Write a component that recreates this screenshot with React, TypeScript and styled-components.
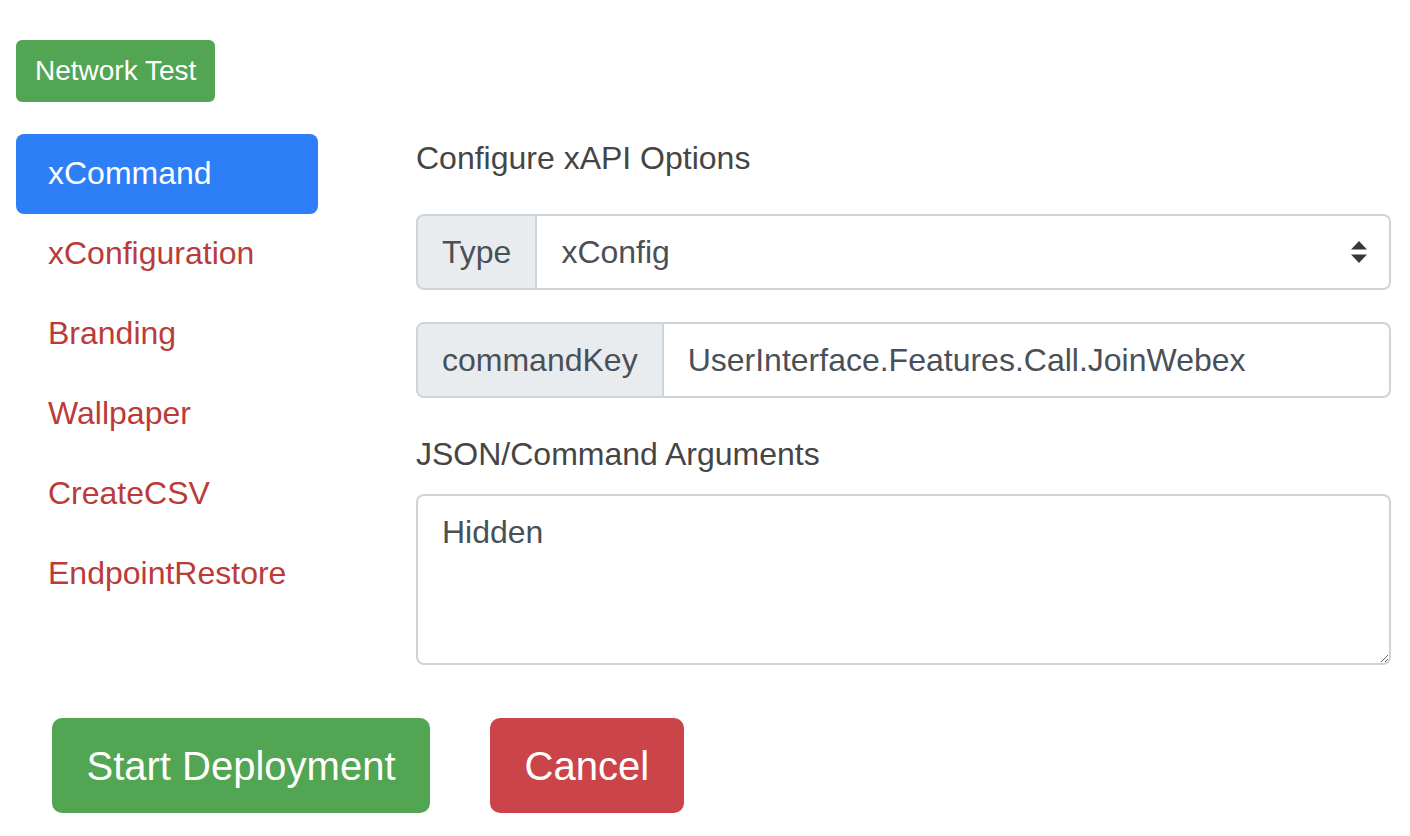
import React from "react";
import styled, { createGlobalStyle } from "styled-components";

const Global = createGlobalStyle`
  html, body { margin: 0; padding: 0; background: #fff; }
  body { font-family: "Liberation Sans", Arial, Helvetica, sans-serif; color: #212529; }
  * { box-sizing: border-box; }
`;

const Page = styled.div`
  padding: 40px 19px 0 16px;
`;

const SmallButton = styled.button`
  display: inline-block;
  font-family: inherit;
  font-size: 28px;
  line-height: 40px;
  padding: 9px 17px;
  color: #fff;
  background: #52a552;
  border: 2px solid #52a552;
  border-radius: 6px;
  cursor: pointer;
`;

const TopBar = styled.div`
  margin-bottom: 32px;
`;

const Main = styled.div`
  display: grid;
  grid-template-columns: 302px 1fr;
  column-gap: 98px;
  align-items: start;
`;

const Nav = styled.nav`
  display: flex;
  flex-direction: column;
`;

const NavLink = styled.a<{ $active?: boolean }>`
  display: block;
  font-size: 32px;
  line-height: 48px;
  padding: 15px 32px 17px;
  border-radius: 8px;
  text-decoration: none;
  color: ${(p) => (p.$active ? "#fff" : "#bb3b38")};
  background: ${(p) => (p.$active ? "#2e7ef7" : "transparent")};
`;

const Content = styled.div`
  display: flex;
  flex-direction: column;
`;

const Heading = styled.div`
  font-size: 32px;
  line-height: 48px;
  color: #454545;
  margin-bottom: 32px;
`;

const Label = styled.label`
  font-size: 32px;
  line-height: 48px;
  color: #454545;
  margin-bottom: 16px;
`;

const InputGroup = styled.div`
  display: flex;
  height: 76px;
  margin-bottom: 32px;
`;

const Addon = styled.span`
  display: flex;
  align-items: center;
  padding: 0 24px;
  font-size: 32px;
  color: #495057;
  background: #e9ecef;
  border: 2px solid #ced4da;
  border-radius: 8px 0 0 8px;
`;

const SelectWrap = styled.div`
  position: relative;
  flex: 1;
  display: flex;
`;

const Select = styled.select`
  flex: 1;
  appearance: none;
  -webkit-appearance: none;
  font-family: inherit;
  font-size: 32px;
  color: #495057;
  background: #fff;
  border: 2px solid #ced4da;
  border-left: none;
  border-radius: 0 8px 8px 0;
  padding: 0 60px 0 24px;
  outline: none;
`;

const Arrows = styled.svg`
  position: absolute;
  right: 24px;
  top: 50%;
  transform: translateY(-50%);
  pointer-events: none;
`;

const TextInput = styled.input`
  flex: 1;
  min-width: 0;
  font-family: inherit;
  font-size: 32px;
  color: #495057;
  background: #fff;
  border: 2px solid #ced4da;
  border-left: none;
  border-radius: 0 8px 8px 0;
  padding: 0 24px;
  outline: none;
`;

const TextArea = styled.textarea`
  height: 171px;
  font-family: inherit;
  font-size: 32px;
  line-height: 48px;
  color: #495057;
  background: #fff;
  border: 2px solid #ced4da;
  border-radius: 8px;
  padding: 12px 24px;
  outline: none;
`;

const Footer = styled.div`
  display: flex;
  gap: 60px;
  margin-top: 53px;
  padding-left: 36px;
`;

const BigButton = styled.button<{ $variant: "success" | "danger" }>`
  font-family: inherit;
  font-size: 40px;
  line-height: 60px;
  padding: 15.5px 32.5px;
  color: #fff;
  background: ${(p) => (p.$variant === "success" ? "#52a552" : "#cb444a")};
  border: 2px solid ${(p) => (p.$variant === "success" ? "#52a552" : "#cb444a")};
  border-radius: 10px;
  cursor: pointer;
`;

const navItems = [
  "xCommand",
  "xConfiguration",
  "Branding",
  "Wallpaper",
  "CreateCSV",
  "EndpointRestore",
];

export default function App() {
  return (
    <Page>
      <Global />
      <TopBar>
        <SmallButton>Network Test</SmallButton>
      </TopBar>
      <Main>
        <Nav>
          {navItems.map((n, i) => (
            <NavLink key={n} href="#" $active={i === 0}>
              {n}
            </NavLink>
          ))}
        </Nav>
        <Content>
          <Heading>Configure xAPI Options</Heading>
          <InputGroup>
            <Addon>Type</Addon>
            <SelectWrap>
              <Select defaultValue="xConfig">
                <option value="xCommand">xCommand</option>
                <option value="xConfig">xConfig</option>
              </Select>
              <Arrows width="16" height="22" viewBox="0 0 16 22">
                <path d="M8 0 L16 8.5 L0 8.5 Z" fill="#343a40" />
                <path d="M0 13.5 L16 13.5 L8 22 Z" fill="#343a40" />
              </Arrows>
            </SelectWrap>
          </InputGroup>
          <InputGroup>
            <Addon>commandKey</Addon>
            <TextInput readOnly value="UserInterface.Features.Call.JoinWebex" />
          </InputGroup>
          <Label>JSON/Command Arguments</Label>
          <TextArea readOnly value="Hidden" />
        </Content>
      </Main>
      <Footer>
        <BigButton $variant="success">Start Deployment</BigButton>
        <BigButton $variant="danger">Cancel</BigButton>
      </Footer>
    </Page>
  );
}
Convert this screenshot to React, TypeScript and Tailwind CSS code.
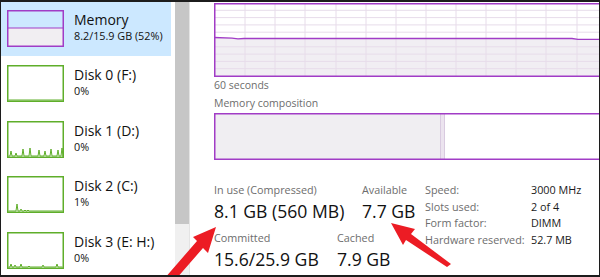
import type { ReactNode } from "react";

const purple = "#a13cc6";
const green = "#5fae2a";

type Row = { title: string; sub: string; kind: "mem" | "disk"; spikes?: number[][] };

const rows: Row[] = [
  { title: "Memory", sub: "8.2/15.9 GB (52%)", kind: "mem" },
  { title: "Disk 0 (F:)", sub: "0%", kind: "disk", spikes: [] },
  {
    title: "Disk 1 (D:)",
    sub: "0%",
    kind: "disk",
    spikes: [[4, 5], [9, 3], [16, 7], [23, 8], [32, 6], [38, 5], [44, 7], [51, 6], [55, 8]],
  },
  { title: "Disk 2 (C:)", sub: "1%", kind: "disk", spikes: [[10, 7], [14, 2], [18, 1], [21, 1]] },
  { title: "Disk 3 (E: H:)", sub: "0%", kind: "disk", spikes: [[4, 3], [8, 2], [14, 3], [22, 1], [36, 2], [50, 3]] },
];

function Thumb({ row }: { row: Row }) {
  if (row.kind === "mem") {
    return (
      <svg width="57" height="37" viewBox="0 0 57 37" className="shrink-0">
        <rect x="0.75" y="18" width="55.5" height="18" fill="#f1eef2" />
        <line x1="0.75" y1="18" x2="56.25" y2="18" stroke={purple} strokeWidth="1.2" />
        <rect x="0.75" y="0.75" width="55.5" height="35.5" fill="none" stroke={purple} strokeWidth="1.5" />
      </svg>
    );
  }
  const base = 35;
  let d = `M1.5 ${base}`;
  for (const [x, h] of row.spikes ?? []) {
    d += ` L${x - 1} ${base} L${x} ${base - h} L${x + 1} ${base}`;
  }
  d += ` L55.5 ${base}`;
  return (
    <svg width="57" height="37" viewBox="0 0 57 37" className="shrink-0">
      <path d={d} fill="none" stroke={green} strokeWidth="1" />
      <rect x="0.75" y="0.75" width="55.5" height="35.5" fill="none" stroke={green} strokeWidth="1.5" />
    </svg>
  );
}

function UsageChart() {
  const w = 400;
  const h = 74;
  const vx = [31, 61, 91, 122, 152, 182, 212, 242, 272, 302, 332, 363, 393];
  const hy = [7.3, 14.6, 21.9, 29.2, 43.8, 51.1, 58.4, 65.7];
  const line = "M0 34.5 L18 35.2 L24 35.8 L30 35.5 L358 35.5 L364 36.4 L400 36.4";
  return (
    <svg width={w} height={h} viewBox={`0 0 ${w} ${h}`} className="block shrink-0">
      <path d={`${line} L400 ${h} L0 ${h} Z`} fill="#f1eef3" />
      {hy.map((y) => (
        <line key={y} x1="0" y1={y} x2={w} y2={y} stroke="#e7dcea" strokeWidth="1" />
      ))}
      {vx.map((x) => (
        <line key={x} x1={x} y1="0" x2={x} y2={h} stroke="#e7dcea" strokeWidth="1" />
      ))}
      <path d={line} fill="none" stroke={purple} strokeWidth="1.3" />
      <rect x="0.75" y="0.75" width={w} height={h - 1.5} fill="none" stroke={purple} strokeWidth="1.5" />
    </svg>
  );
}

function CompositionBar() {
  return (
    <svg width="400" height="47" viewBox="0 0 400 47" className="block shrink-0">
      <rect x="0" y="0" width="226" height="47" fill="#f0eef2" />
      <rect x="226" y="0" width="5" height="47" fill="#ece4ef" />
      <line x1="226.5" y1="0" x2="226.5" y2="47" stroke="#d9cbe0" />
      <line x1="230.5" y1="0" x2="230.5" y2="47" stroke="#d9cbe0" />
      <rect x="0.75" y="0.75" width="400" height="45.5" fill="none" stroke={purple} strokeWidth="1.5" />
    </svg>
  );
}

function Stat({ label, value, className }: { label: string; value: string; className?: string }) {
  return (
    <div className={className}>
      <div className="whitespace-nowrap text-[10.8px] leading-[14px] text-[#6d6d6d]">{label}</div>
      <div className="mt-[2px] whitespace-nowrap text-[17.6px] leading-[24px] text-[#111]">{value}</div>
    </div>
  );
}

function Arrows() {
  return (
    <svg width="600" height="277" viewBox="0 0 600 277" className="pointer-events-none absolute left-0 top-0">
      <polygon points="215,225 207,251 202,246 175,277 163,277 196,239 192,235" fill="#ec1c24" />
      <polygon points="390,221 414,227 410,232 450,262 446,265 405,238 402,243" fill="#ec1c24" />
    </svg>
  );
}

function Pair({ k, v }: { k: string; v: ReactNode }) {
  return (
    <div className="flex whitespace-nowrap">
      <div className="w-[106px] shrink-0 text-[#6d6d6d]">{k}</div>
      <div className="text-[#1a1a1a]">{v}</div>
    </div>
  );
}

export default function App() {
  return (
    <div
      className="relative h-[277px] w-[600px] overflow-hidden border-x border-y-2 border-[#1c1c1c] bg-white"
      style={{ fontFamily: '"Open Sans", "Noto Sans", sans-serif' }}
    >
      <div className="flex h-full">
        {/* process list */}
        <div className="w-[174px] shrink-0">
          {rows.map((row, i) => (
            <div
              key={row.title}
              className={
                i === 0
                  ? "flex h-[54px] w-[170px] gap-[10px] bg-[#cce8ff] pl-[6px] pt-[8px]"
                  : "flex h-[55.5px] w-[170px] gap-[10px] pl-[6px] pt-[9px]"
              }
            >
              <Thumb row={row} />
              <div className="pt-[1px]">
                <div className="whitespace-nowrap text-[14px] leading-[18px] text-[#111]">{row.title}</div>
                <div className="whitespace-nowrap text-[10.8px] leading-[14px] text-[#111]">{row.sub}</div>
              </div>
            </div>
          ))}
        </div>

        {/* scrollbar */}
        <div className="flex w-[14px] shrink-0 flex-col bg-[#f0f0f0]">
          <div className="h-[222px] bg-[#c6c6c6]" />
        </div>
        <div className="w-[1px] shrink-0 bg-[#e4e4e4]" />

        {/* detail pane */}
        <div className="min-w-0 flex-1 overflow-hidden pl-[24px] pt-[1px]">
          <UsageChart />
          <div className="mt-[1px] text-[10.5px] leading-[14px] text-[#6d6d6d]">60 seconds</div>
          <div className="mt-[4px] text-[10.5px] leading-[14px] text-[#6d6d6d]">Memory composition</div>
          <div className="mt-[3px]">
            <CompositionBar />
          </div>

          <div className="mt-[23px] flex">
            <div className="shrink-0">
              <div className="flex">
                <Stat label="In use (Compressed)" value="8.1 GB (560 MB)" className="w-[148px] shrink-0" />
                <Stat label="Available" value="7.7 GB" className="w-[63px] shrink-0" />
              </div>
              <div className="mt-[8px] flex">
                <Stat label="Committed" value="15.6/25.9 GB" className="w-[123px] shrink-0" />
                <Stat label="Cached" value="7.9 GB" />
              </div>
            </div>
            <div className="-mt-[1px] shrink-0 text-[10.8px] leading-[16.5px]">
              <Pair k="Speed:" v="3000 MHz" />
              <Pair k="Slots used:" v="2 of 4" />
              <Pair k="Form factor:" v="DIMM" />
              <Pair k="Hardware reserved:" v="52.7 MB" />
            </div>
          </div>
        </div>
      </div>
      <Arrows />
    </div>
  );
}
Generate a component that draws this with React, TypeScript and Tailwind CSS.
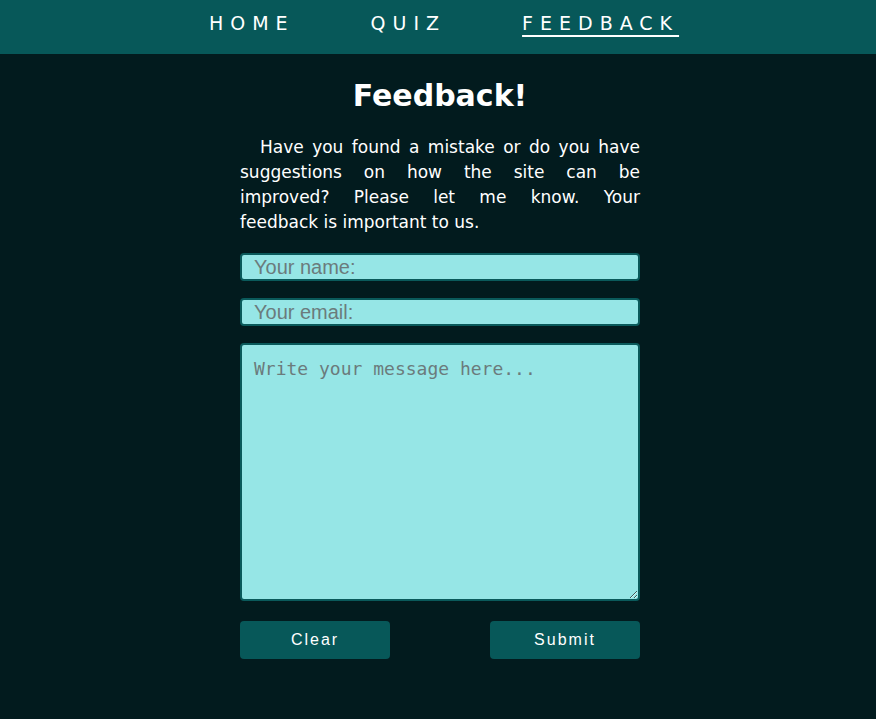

──────────

- _Task requirements_:
Report the number of lines above containing the word "screenshot", with no other text.

- _Right answer_:
2